When there is a minimal pair, then those two sounds constitute separate
phonemes, otherwise they are called allophones of the same underlying
phoneme. For instance, voiceless stops (p,t,k) can be aspirated. In English,
word initial voiceless stops are aspirated, whereas non word-initial
voiceless stops aren't aspirated (This can be seen by putting your fingers
right in front of your lips and notice the difference in breathiness as you
say 'pin' and 'spin'). There is no English word 'pin' that starts with an
unaspirated p, therefore in English, aspirated [ph] (the h means aspirated)

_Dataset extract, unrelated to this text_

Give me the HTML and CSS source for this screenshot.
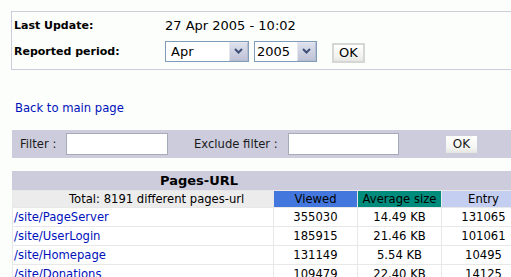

and unaspirated [p] are allophones of an underlying phoneme /p/. This is not
true of all languages however - both Cantonese and Thai make the distinction
between [p] and [ph], so in those languages, /p/ and /ph/ are separate phonemes.
Another example... in English, the glides, /l/ and /r/ are two separate
phonemes (minimal pair 'lead', 'read'); however, in many Asian languages the
two glides are allophones, and the general rule is that [r] comes before a
vowel, and [l] doesn't (e.g. Seoul, Korea). A native speaker of Korean will
tell you that the [l] in Seoul and the [r] in Korea are in fact the same
letter. What happens is that a native Korean speaker's brain uses the
underlying phoneme /l/, and depending on the phonetic context (before a
vowel or not) this phoneme gets expressed as either the [r] sound or the [l]
sound. Another Korean speaker will hear both sounds as the underlying
phoneme and think of them as the same sound. This is how different languages
can have varying numbers of sounds in their inventory, even though there are
a constant number of distinct phonetic sounds that humans can make.
Generative phonology
Noam Chomsky and Morris Halle presented in The sound pattern of English a
view of phonology where a phonological representation (surface form) is a
sequence of units which have characteristic features. The features are from
a universally fixed set and have the values + or -. The phonological
representation reflects the underlying representation which is a
concatenation of morphemes. Phonological rules govern how the underlying
representation is transformed to the surface representation.
Change of a phoneme inventory over time
The particular sounds that a language decides to make distinctions between
can change over time as new children learn the language. At one point, [f]
and [v] were allophones in English, and these changed later into separate
phonemes. This is one of the main factors of historical change of languages
as described in historical linguistics (another being fast change resulting
from influence by another language, e.g. French influence on English after 1066).
Other languages features studied in phonology
Stress and tone are also part of phonology. In some languages, stress is
non-phonological, e.g. in Finnish or in Germanic languages (to check. In
contrast, most modern-day Germanic languages such as German or English,
stress is indeed phonologically distinctive, although there are only few
minimal pairs, e.g. /'august/ 'August (the name)' versus /au'gust/ 'August
(the month)' in German, or /con'verse/ 'converse (to hold a conversation)'
and /'converse/ 'converse (the opposite of something)' in English.
Development of the field
In 1976 John Goldsmith introduced autosegmental phonology. The phonological
phenomena are no longer seen as one linear sequence of segments called
phonemes ore feature combinations but rather as some parallel sequences of
features which reside on multiple tiers.
John McCarthy, Alan Prince and Paul Smolensky developed Optimality Theory,
where languages choose a pronunciation of a word that best satisfies a list
of constraints which is ordered by importance: it is better to not satisfy a
less important constraint than a more important one. This is where most
current research in phonology is done.